_REQUIREMENTS:_ Restate exactly the lines of the entries below, beginning with the first and ending with the line that holds "string; lines: string[];". Pictures are not copied.

┌────────

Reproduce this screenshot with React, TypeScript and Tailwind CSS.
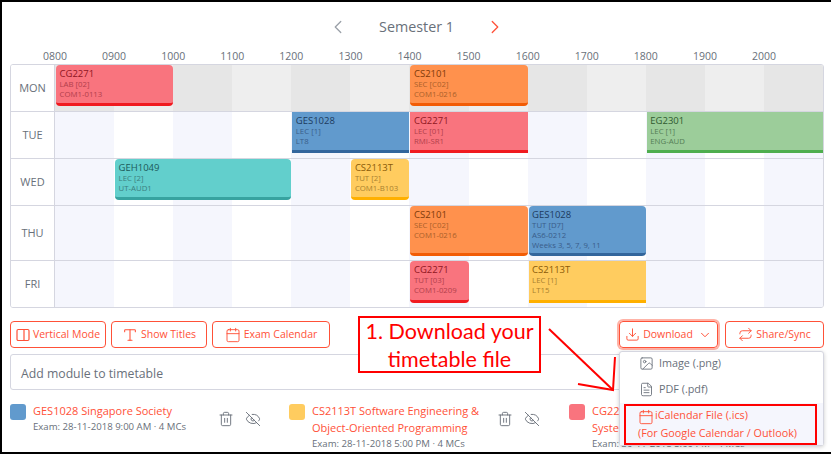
import { ChevronLeft, ChevronRight, ChevronDown, Type, Calendar, Download, Repeat, Image as ImageIcon, FileText, Trash2, EyeOff } from "lucide-react";

type Ev = { code: string; lines: string[]; col: string; color: string; round?: boolean };

const RED = "bg-[#f9747e] border-[#f01a1f] [--c:#8f1622] [--s:#b23f4c]";
const ORANGE = "bg-[#ff914d] border-[#f25c05] [--c:#7f3a0a] [--s:#ab5f2a]";
const BLUE = "bg-[#619acd] border-[#33669c] [--c:#1d3a5e] [--s:#3a5d8a]";
const GREEN = "bg-[#9ccd9a] border-[#4eae4e] [--c:#2f5a30] [--s:#557f56]";
const TEAL = "bg-[#62cfcc] border-[#37a3a0] [--c:#1c5a5a] [--s:#3c8080]";
const YELLOW = "bg-[#ffcc5f] border-[#ffb000] [--c:#8a5a08] [--s:#a9812f]";

const stripeCols = [
  "col-start-1", "col-start-2", "col-start-3", "col-start-4", "col-start-5", "col-start-6", "col-start-7",
  "col-start-8", "col-start-9", "col-start-10", "col-start-11", "col-start-12", "col-start-13",
];

const rows: { day: string; h: string; today?: boolean; last?: boolean; evH: string; events: Ev[] }[] = [
  {
    day: "MON", h: "h-[47px]", today: true, evH: "h-[41px]",
    events: [
      { code: "CG2271", lines: ["LAB [02]", "COM1-0113"], col: "col-[1/3]", color: RED, round: true },
      { code: "CS2101", lines: ["SEC [C02]", "COM1-0216"], col: "col-[7/9]", color: ORANGE, round: true },
    ],
  },
  {
    day: "TUE", h: "h-[47px]", evH: "h-[41px]",
    events: [
      { code: "GES1028", lines: ["LEC [1]", "LT8"], col: "col-[5/7]", color: BLUE },
      { code: "CG2271", lines: ["LEC [01]", "RMI-SR1"], col: "col-[7/9]", color: RED },
      { code: "EG2301", lines: ["LEC [1]", "ENG-AUD"], col: "col-[11/14]", color: GREEN },
    ],
  },
  {
    day: "WED", h: "h-[47px]", evH: "h-[41px]",
    events: [
      { code: "GEH1049", lines: ["LEC [2]", "UT-AUD1"], col: "col-[2/5]", color: TEAL, round: true },
      { code: "CS2113T", lines: ["TUT [2]", "COM1-B103"], col: "col-[6/7]", color: YELLOW, round: true },
    ],
  },
  {
    day: "THU", h: "h-[55px]", evH: "h-[50px]",
    events: [
      { code: "CS2101", lines: ["SEC [C02]", "COM1-0216"], col: "col-[7/9]", color: ORANGE, round: true },
      { code: "GES1028", lines: ["TUT [D7]", "AS6-0212", "Weeks 3, 5, 7, 9, 11"], col: "col-[9/11]", color: BLUE, round: true },
    ],
  },
  {
    day: "FRI", h: "h-[46px]", last: true, evH: "h-[42px]",
    events: [
      { code: "CG2271", lines: ["TUT [03]", "COM1-0209"], col: "col-[7/8]", color: RED, round: true },
      { code: "CS2113T", lines: ["LEC [1]", "LT15"], col: "col-[9/11]", color: YELLOW },
    ],
  },
];

const hours = ["0800", "0900", "1000", "1100", "1200", "1300", "1400", "1500", "1600", "1700", "1800", "1900", "2000"];

function Btn({ icon, label, w, focus, trail }: { icon: React.ReactNode; label: string; w: string; focus?: boolean; trail?: React.ReactNode }) {
  return (
    <div
      className={`${w} h-[27px] shrink-0 flex items-center justify-center gap-[3px] rounded-[4px] border border-[#ff5138] text-[#ff5138] text-[10.5px] ${
        focus ? "shadow-[0_0_0_2px_#ffb3a7]" : ""
      }`}
    >
      {icon}
      <span>{label}</span>
      {trail}
    </div>
  );
}

function Module({ color, title, exam, w, icons }: { color: string; title: string[]; exam: string; w: string; icons?: boolean }) {
  return (
    <div className={`${w} shrink-0 flex items-start`}>
      <div className={`${color} w-4 h-4 rounded-[3px] shrink-0`} />
      <div className="w-[186px] shrink-0 pl-[7px] -mt-[2px]">
        <div className="text-[11px] leading-[17px] text-[#ff5138] whitespace-nowrap">
          {title.map((t) => (
            <div key={t}>{t}</div>
          ))}
        </div>
        <div className="text-[9.6px] leading-[15px] text-[#69707a] whitespace-nowrap">{exam}</div>
      </div>
      {icons && (
        <div className="flex items-center gap-[11px] mt-[7px] text-[#69707a] pl-[6px]">
          <Trash2 size={16} strokeWidth={1.4} />
          <EyeOff size={16} strokeWidth={1.4} />
        </div>
      )}
    </div>
  );
}

export default function App() {
  return (
    <div
      className="relative w-[831px] h-[454px] overflow-hidden bg-white border-l-2 border-t-2 border-b-2 border-black text-[#69707a]"
      style={{ fontFamily: '"Open Sans", "Noto Sans", sans-serif' }}
    >
      <div className="mt-[5px] h-[40px] flex items-center justify-center">
        <div className="w-[179px] flex items-center justify-between">
          <ChevronLeft size={22} strokeWidth={1.4} className="text-[#9aa0a8]" />
          <span className="text-[14.3px]">Semester 1</span>
          <ChevronRight size={22} strokeWidth={1.4} className="text-[#ff5138]" />
        </div>
      </div>

      <div className="mt-[2px] h-[14px] pl-[23.5px] flex text-[10.5px] leading-[14px]">
        {hours.map((h) => (
          <div key={h} className="w-[59.08px] shrink-0 text-center">
            {h}
          </div>
        ))}
      </div>

      <div className="mt-px ml-2 w-[814px] border border-[#d5d6e0] rounded-[3px] overflow-hidden">
        {rows.map((r) => (
          <div key={r.day} className={`flex ${r.h} ${r.last ? "" : "border-b border-[#d5d6e0]"}`}>
            <div className="w-[44px] shrink-0 border-r border-[#d5d6e0] flex items-center justify-center text-[11px] bg-white">
              {r.day}
            </div>
            <div className="flex-1 grid grid-cols-[repeat(13,minmax(0,1fr))] grid-rows-1">
              {hours.map((h, i) => (
                <div
                  key={h}
                  className={`${stripeCols[i]} row-start-1 ${
                    r.today
                      ? i % 2 === 0 ? "bg-[#e6e6e6]" : "bg-[#eeeeee]"
                      : i % 2 === 0 ? "bg-[#f5f6fd]" : "bg-white"
                  }`}
                />
              ))}
              {r.events.map((e) => (
                <div
                  key={e.code + e.col}
                  className={`${e.col} ${e.color} ${r.evH} ${
                    e.round ? "rounded-[4px]" : ""
                  } row-start-1 self-start ml-px border-b-[3px] pl-[3.5px] pt-[4px] overflow-hidden whitespace-nowrap`}
                >
                  <div className="text-[9.5px] leading-[10px] text-[var(--c)]">{e.code}</div>
                  {e.lines.map((l) => (
                    <div key={l} className="text-[7.8px] leading-[10px] text-[var(--s)]">
                      {l}
                    </div>
                  ))}
                </div>
              ))}
            </div>
          </div>
        ))}
      </div>

      <div className="mt-[13px] pl-2 pr-[7px] flex justify-between">
        <div className="flex gap-[5px]">
          <Btn
            w="w-[96px]"
            label="Vertical Mode"
            icon={
              <svg width="14" height="14" viewBox="0 0 14 14" fill="none" stroke="currentColor" strokeWidth="1.2">
                <rect x="1" y="1.5" width="12" height="11" rx="1.2" />
                <line x1="8" y1="1.5" x2="8" y2="12.5" />
              </svg>
            }
          />
          <Btn w="w-[96px]" label="Show Titles" icon={<Type size={16} strokeWidth={1.6} />} />
          <Btn w="w-[118px]" label="Exam Calendar" icon={<Calendar size={16} strokeWidth={1.4} />} />
        </div>
        <div className="flex gap-[7px]">
          <Btn
            w="w-[99px]"
            focus
            label="Download"
            icon={<Download size={15} strokeWidth={1.5} />}
            trail={<ChevronDown size={14} strokeWidth={1.7} className="ml-[2px]" />}
          />
          <Btn w="w-[99px]" label="Share/Sync" icon={<Repeat size={15} strokeWidth={1.5} />} />
        </div>
      </div>

      <div className="mt-[6px] ml-2 w-[814px] h-[36px] border border-[#d5d6e0] rounded-[3px] flex items-center pl-[10px] pt-[5px] text-[12.25px]">
        Add module to timetable
      </div>

      <div className="mt-[14px] ml-2 flex">
        <Module
          w="w-[279px]"
          icons
          color="bg-[#619acd]"
          title={["GES1028 Singapore Society"]}
          exam="Exam: 28-11-2018 9:00 AM · 4 MCs"
        />
        <Module
          w="w-[280px]"
          icons
          color="bg-[#ffcc5f]"
          title={["CS2113T Software Engineering &", "Object-Oriented Programming"]}
          exam="Exam: 28-11-2018 5:00 PM · 4 MCs"
        />
        <Module
          w="w-[260px]"
          color="bg-[#f9747e]"
          title={["CG2271 Real-Time Embedded", "Systems"]}
          exam="Exam: 30-11-2018 5:00 PM · 4 MCs"
        />
      </div>

      {/* Download dropdown menu */}
      <div className="absolute left-[617px] top-[349px] w-[205px] h-[95px] bg-white border border-[#d5d6e0] rounded-[3px] shadow-[0_1px_4px_rgba(0,0,0,0.2)] text-[10.8px]">
        <div className="h-[23px] flex items-center gap-[5px] pl-[19px]">
          <ImageIcon size={15} strokeWidth={1.4} />
          <span>Image (.png)</span>
        </div>
        <div className="h-[28px] flex items-center gap-[5px] pl-[19px]">
          <FileText size={15} strokeWidth={1.4} />
          <span>PDF (.pdf)</span>
        </div>
        <div className="h-[42px] bg-[#f5f6fd] text-[#ff5138] pl-[18px]">
          <div className="h-[20px] flex items-end gap-[1px]">
            <Calendar size={16} strokeWidth={1.4} className="mb-[-2px]" />
            <span>iCalendar File (.ics)</span>
          </div>
          <div className="mt-[1px] leading-[18px]">(For Google Calendar / Outlook)</div>
        </div>
      </div>

      <div className="absolute left-[622px] top-[402px] w-[193px] h-[41px] border-2 border-[#ff0000]" />

      {/* Annotation */}
      <div
        className="absolute left-[356px] top-[314px] w-[183px] h-[57px] border-2 border-[#ff0000] bg-white text-[#ff0000] text-[21.5px] leading-[28px] text-center flex flex-col justify-center"
        style={{ fontFamily: 'Lato, "Open Sans", sans-serif' }}
      >
        <div>1. Download your</div>
        <div>timetable file</div>
      </div>
      <svg
        className="absolute -left-[2px] -top-[2px] pointer-events-none"
        width="831"
        height="454"
        viewBox="0 0 831 454"
        fill="none"
        stroke="#ff0000"
        strokeWidth="2"
      >
        <path d="M549 329 L613 390" />
        <path d="M578 384 L613 390 L615 357" />
      </svg>
    </div>
  );
}
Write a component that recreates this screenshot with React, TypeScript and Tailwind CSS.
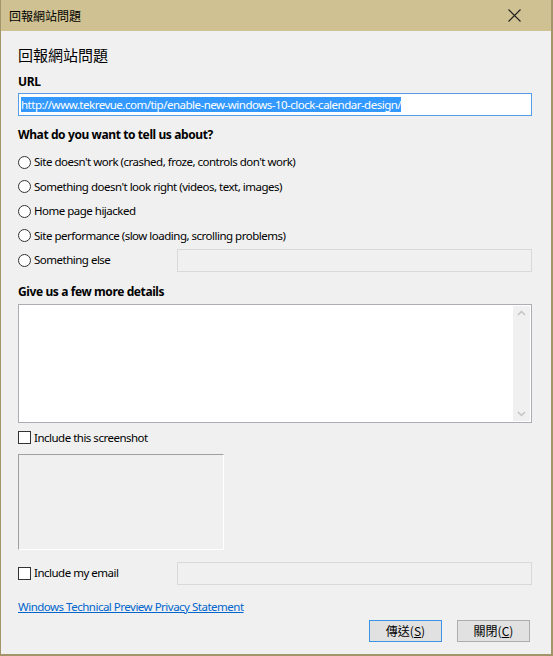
import React from "react";

const ui = { fontFamily: '"Noto Sans", "Noto Sans CJK TC", sans-serif' };
const cjk = { fontFamily: '"Noto Sans CJK TC", "Noto Sans", sans-serif' };

function Radio({ label, children }: { label: string; children?: React.ReactNode }) {
    return (
        <div className="flex items-center h-[24.5px]">
            <span className="w-[13px] h-[13px] rounded-full border border-[#333] bg-white shrink-0" />
            <span className="ml-[3px] text-[11.5px] tracking-[-0.5px] leading-[16px] text-black w-[141px] whitespace-nowrap">{label}</span>
            {children}
        </div>
    );
}

function Checkbox({ label }: { label: string }) {
    return (
        <div className="flex items-center">
            <span className="w-[13px] h-[13px] border border-[#333] bg-white shrink-0" />
            <span className="ml-[3px] text-[11.5px] tracking-[-0.5px] leading-[16px] text-black w-[141px] whitespace-nowrap">{label}</span>
        </div>
    );
}

function DisabledBox() {
    return <div className="flex-1 h-[23px] border border-[#d9d9d9] bg-[#f0f0f0]" />;
}

export default function App() {
    return (
        <div className="w-[553px] h-[656px] bg-[#f0f0f0] border-l border-r-2 border-b-2 border-[#a3956a] flex flex-col" style={ui}>
            <div className="h-[31px] bg-[#cfc191] flex items-center justify-between pl-[8px] pr-[30px] shrink-0">
                <span className="text-[12px] text-black" style={cjk}>回報網站問題</span>
                <svg width="13" height="13" viewBox="0 0 13 13" className="text-[#222]">
                    <path d="M0.5 0.5 L12.5 12.5 M12.5 0.5 L0.5 12.5" stroke="currentColor" strokeWidth="1.1" fill="none" />
                </svg>
            </div>

            <div className="flex flex-col pl-[17px] pr-[19px]">
                <div className="mt-[14px] text-[15px] leading-[20px] text-black" style={cjk}>回報網站問題</div>

                <div className="mt-[9px] text-[12px] tracking-[-0.4px] leading-[16px] font-bold text-black">URL</div>
                <div className="mt-[3px] h-[23px] border border-[#569de5] bg-white flex items-center px-[2px]">
                    <span className="bg-[#3399ff] text-white text-[11.5px] tracking-[-0.5px] leading-[15px] whitespace-nowrap">http://www.tekrevue.com/tip/enable-new-windows-10-clock-calendar-design/</span>
                </div>

                <div className="mt-[11px] text-[12px] tracking-[-0.4px] leading-[16px] font-bold text-black">What do you want to tell us about?</div>
                <div className="mt-[7px] flex flex-col">
                    <Radio label="Site doesn't work (crashed, froze, controls don't work)" />
                    <Radio label="Something doesn't look right (videos, text, images)" />
                    <Radio label="Home page hijacked" />
                    <Radio label="Site performance (slow loading, scrolling problems)" />
                    <Radio label="Something else">
                        <span className="ml-[2px]" />
                        <DisabledBox />
                    </Radio>
                </div>

                <div className="mt-[11px] text-[12px] tracking-[-0.4px] leading-[16px] font-bold text-black">Give us a few more details</div>
                <div className="mt-[4px] h-[119px] border border-[#abadb3] bg-white flex justify-end p-[1px]">
                    <div className="w-[17px] bg-[#f0f0f0] flex flex-col items-center justify-between py-[4px]">
                        <svg width="9" height="6" viewBox="0 0 9 6"><path d="M1 5 L4.5 1.5 L8 5" stroke="#c2c2c2" strokeWidth="1.5" fill="none" /></svg>
                        <svg width="9" height="6" viewBox="0 0 9 6"><path d="M1 1 L4.5 4.5 L8 1" stroke="#c2c2c2" strokeWidth="1.5" fill="none" /></svg>
                    </div>
                </div>

                <div className="mt-[7px]">
                    <Checkbox label="Include this screenshot" />
                </div>
                <div className="mt-[8px] w-[206px] h-[96px] border border-t-[#a0a0a0] border-l-[#a0a0a0] border-r-white border-b-white" />

                <div className="mt-[12px] flex items-center h-[23px]">
                    <Checkbox label="Include my email" />
                    <span className="ml-[2px]" />
                    <DisabledBox />
                </div>

                <a className="mt-[14px] text-[11.5px] tracking-[-0.5px] leading-[16px] text-[#0066cc] underline self-start">Windows Technical Preview Privacy Statement</a>

                <div className="mt-[5px] flex justify-end gap-[15px] pr-[2px]">
                    <button className="w-[73px] h-[22px] border border-[#3c94e6] bg-[#e1e1e1] text-[12px] text-black flex items-center justify-center" style={cjk}>
                        傳送(<span className="underline">S</span>)
                    </button>
                    <button className="w-[73px] h-[22px] border border-[#adadad] bg-[#e1e1e1] text-[12px] text-black flex items-center justify-center" style={cjk}>
                        關閉(<span className="underline">C</span>)
                    </button>
                </div>
            </div>
        </div>
    );
}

└────────

_EXPECTED ANSWER:_
Reproduce this screenshot with React, TypeScript and Tailwind CSS.
import { ChevronLeft, ChevronRight, ChevronDown, Type, Calendar, Download, Repeat, Image as ImageIcon, FileText, Trash2, EyeOff } from "lucide-react";

type Ev = { code: string; lines: string[]; col: string; color: string; round?: boolean };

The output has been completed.